To that end, COCAbiz has worked in corporate settings to pair teaching artists with strategic business consultants to do everything from imparting dramatic skills so executives can make better presentations to teaching improv abilities to show them how to roll with the punches in business.
In one instance, a financial firm even made a sculpture to embody its corporate ethos.

“It was interesting," Knight said, "because some of the executives questioned it, saying ‘Why are we doing this? We have the words. They are on the PowerPoint. They are on the wall.’
“But what they discovered when they got into actually trying to create a visual object, they got into discussions about what those words meant. It opened up a whole new way of thinking about how their strategy aligned.”
Average products for average people
Three major thought leaders keynoted the conference itself. Jonah Lehrer, author of Imagine: How Creativity Works and Proust was a Neuroscientist headlined Friday morning’s session; he was followed by Linda Kaplan Thaler, winner of more than a dozen Clio advertising awards and creator of the now-famous Aflac duck quack.

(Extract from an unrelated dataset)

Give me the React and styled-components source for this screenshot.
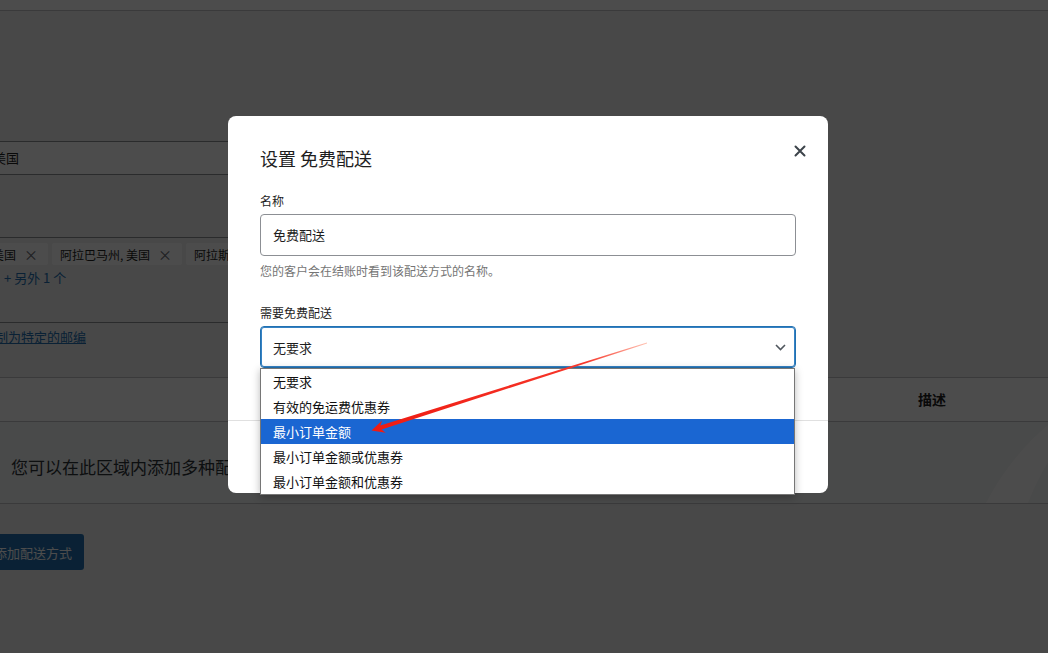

Thursday’s address came from Seth Godin. Dubbed by American Way Magazine as “America’s Greatest Marketer” Godin has authored 13 books, and his blog is believed by some to be the most widely read in the world written by a single individual.
Citing the effects on the record industry brought about by the Internet, Godin told his audience about how radical changes work.

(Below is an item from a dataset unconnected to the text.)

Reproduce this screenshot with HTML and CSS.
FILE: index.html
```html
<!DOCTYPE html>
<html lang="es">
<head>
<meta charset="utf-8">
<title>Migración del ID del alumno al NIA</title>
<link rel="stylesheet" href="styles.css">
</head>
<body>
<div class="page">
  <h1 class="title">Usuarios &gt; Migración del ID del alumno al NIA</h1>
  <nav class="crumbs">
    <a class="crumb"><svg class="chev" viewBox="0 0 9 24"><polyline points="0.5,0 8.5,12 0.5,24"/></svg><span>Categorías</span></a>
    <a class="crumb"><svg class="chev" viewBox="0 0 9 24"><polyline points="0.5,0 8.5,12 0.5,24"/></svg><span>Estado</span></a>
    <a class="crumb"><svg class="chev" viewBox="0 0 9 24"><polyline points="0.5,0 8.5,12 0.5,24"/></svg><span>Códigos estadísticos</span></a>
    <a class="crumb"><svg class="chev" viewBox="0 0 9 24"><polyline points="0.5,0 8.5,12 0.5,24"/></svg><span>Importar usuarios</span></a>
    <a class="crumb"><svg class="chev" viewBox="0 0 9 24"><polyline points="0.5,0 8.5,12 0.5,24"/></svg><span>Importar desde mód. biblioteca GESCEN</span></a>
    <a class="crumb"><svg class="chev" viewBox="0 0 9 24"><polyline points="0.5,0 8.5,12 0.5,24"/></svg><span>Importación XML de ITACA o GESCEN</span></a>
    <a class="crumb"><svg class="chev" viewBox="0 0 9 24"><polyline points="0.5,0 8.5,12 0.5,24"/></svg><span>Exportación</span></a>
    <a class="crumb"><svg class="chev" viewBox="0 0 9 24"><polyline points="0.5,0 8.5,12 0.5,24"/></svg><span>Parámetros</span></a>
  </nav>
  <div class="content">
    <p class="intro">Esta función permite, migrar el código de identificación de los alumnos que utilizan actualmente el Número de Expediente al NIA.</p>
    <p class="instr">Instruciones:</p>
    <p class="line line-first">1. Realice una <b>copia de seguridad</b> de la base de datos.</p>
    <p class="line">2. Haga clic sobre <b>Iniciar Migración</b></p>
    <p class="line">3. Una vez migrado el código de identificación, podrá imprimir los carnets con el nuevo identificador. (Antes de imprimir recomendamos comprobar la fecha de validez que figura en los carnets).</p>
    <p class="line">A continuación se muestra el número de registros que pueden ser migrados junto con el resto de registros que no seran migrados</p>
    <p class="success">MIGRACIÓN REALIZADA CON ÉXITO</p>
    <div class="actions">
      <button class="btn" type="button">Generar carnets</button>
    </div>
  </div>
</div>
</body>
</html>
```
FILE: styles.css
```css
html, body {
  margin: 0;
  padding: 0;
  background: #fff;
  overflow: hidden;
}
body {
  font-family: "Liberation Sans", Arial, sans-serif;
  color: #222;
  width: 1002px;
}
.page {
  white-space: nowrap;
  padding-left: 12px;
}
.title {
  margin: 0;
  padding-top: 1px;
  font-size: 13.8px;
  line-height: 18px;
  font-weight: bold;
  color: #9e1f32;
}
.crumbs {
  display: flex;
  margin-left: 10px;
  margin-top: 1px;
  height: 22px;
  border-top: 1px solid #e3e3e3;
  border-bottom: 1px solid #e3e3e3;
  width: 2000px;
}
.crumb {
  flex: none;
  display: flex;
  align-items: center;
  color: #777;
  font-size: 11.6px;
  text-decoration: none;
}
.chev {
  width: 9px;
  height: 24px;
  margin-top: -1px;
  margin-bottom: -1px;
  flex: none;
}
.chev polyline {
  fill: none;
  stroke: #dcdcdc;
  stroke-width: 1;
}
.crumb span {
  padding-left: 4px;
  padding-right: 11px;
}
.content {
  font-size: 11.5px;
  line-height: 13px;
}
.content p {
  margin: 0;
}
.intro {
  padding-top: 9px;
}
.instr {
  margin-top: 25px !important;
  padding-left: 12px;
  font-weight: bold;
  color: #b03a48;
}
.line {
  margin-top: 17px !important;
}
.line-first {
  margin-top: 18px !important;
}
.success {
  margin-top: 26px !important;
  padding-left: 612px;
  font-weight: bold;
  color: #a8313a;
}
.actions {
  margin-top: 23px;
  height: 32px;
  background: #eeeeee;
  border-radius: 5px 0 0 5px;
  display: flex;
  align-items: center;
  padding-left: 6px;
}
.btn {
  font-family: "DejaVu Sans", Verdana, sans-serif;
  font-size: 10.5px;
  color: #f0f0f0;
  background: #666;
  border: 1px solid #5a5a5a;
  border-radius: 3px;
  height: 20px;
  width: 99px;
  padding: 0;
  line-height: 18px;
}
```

“That’s what revolutions do,” he said. “They shift the world and take that thing that made you what you are and gives you the job you have and it destroys it and enables something impossible to take its place.”

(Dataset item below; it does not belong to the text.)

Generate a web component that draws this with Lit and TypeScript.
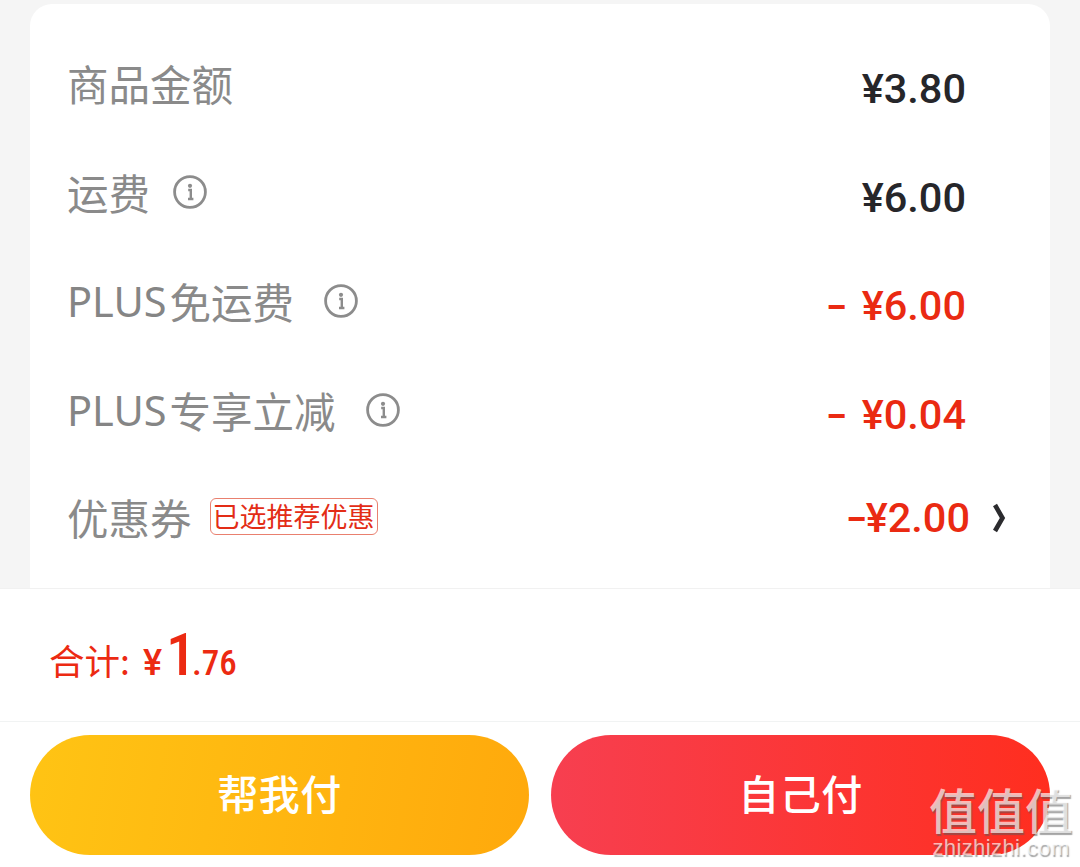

Godin said that through much of the 20th century, the marketplace was dominated by the “television industrial complex,” in which marketers strove to reach ever larger shares of the audience in order to gain bigger sales numbers.

“What we end up with are average products for average people,” he said. “Everything is picked to appeal to the widest possible number of people because if you are going to interrupt everyone then you’d better have something everyone wants to buy.”
The new wired society killed that old model, Godin said, replacing the broad medium of TV with disparate islands of individualized tribal communities where bombarding consumers with general interest advertising simply doesn’t work. Instead, customers with common interests select the marketing messages they want to see.
“That represents a fundamentally different way to go to market," he added, "and a key part of it is this privilege of selling to people who want to be sold to, delivering anticipated personal and relevant messages to the people who choose to get them.”
He said successful messengers become guides and organizers for others in these cultural bubbles.
“The Beatles did not invent teenagers,” he said. “They just showed up to lead them.”
Improv and innovation
Other aspects of the SPARK event included a series of creativity labs with eclectic titles like “Poetry Translation and Business Writing” and “Building Self-Trust and Self-Leadership through the Dulcimer Jam.”
Friday’s activities featured a “pecha kucha,” a Japanese concept in which a series of five local presenters, including Bannister, delivered very brief, highly concise lectures on the topic of remaining relevant in a quickly changing world.
Interviewed afterward, Bannister said her company was engaged in a number of methods of teaching innovation. She even arranges field trips for staff to visit companies in unrelated businesses, everything from coffee roasters to film festival organizers.
She said the results are surprising.

“They’ll come back from Cinema St. Louis and say, ‘There’s three people in that company who put on this 250-film festival. How can we complain about resources?’” she said.
Larissa Riley, a senior copyrighter with Checkmark, a creative resource for Nestle Purina PetCare, said she enjoyed the big name speakers the most.
“It’s not every day that we get folks like that in St. Louis,” she said.
But she also noted that the creativity workshops were worthwhile as well. She attended “Brainstorms, Collaboration and Musical Improvisation.”
“Improv is something I’m definitely not familiar with but it’s one of those things that gets us to step outside of our comfort zone put it all out there,” she said. “The key phrase in the creativity lab was to be present and committed to what you are doing at that moment.”
Knight said the event was all about keeping innovative industries and talented people in town.
“I think what’s really interesting is the mix of people that we have here,” he said of the attendance, which swelled to as much as 250 for the keynotes.
“We have folks from the non-profit world, folks from large corporate entities, folks from education and cultural organizations and folks from every stage of their careers including students. It’s just a fascinating melting pot of people interested in making St. Louis a great place to work.”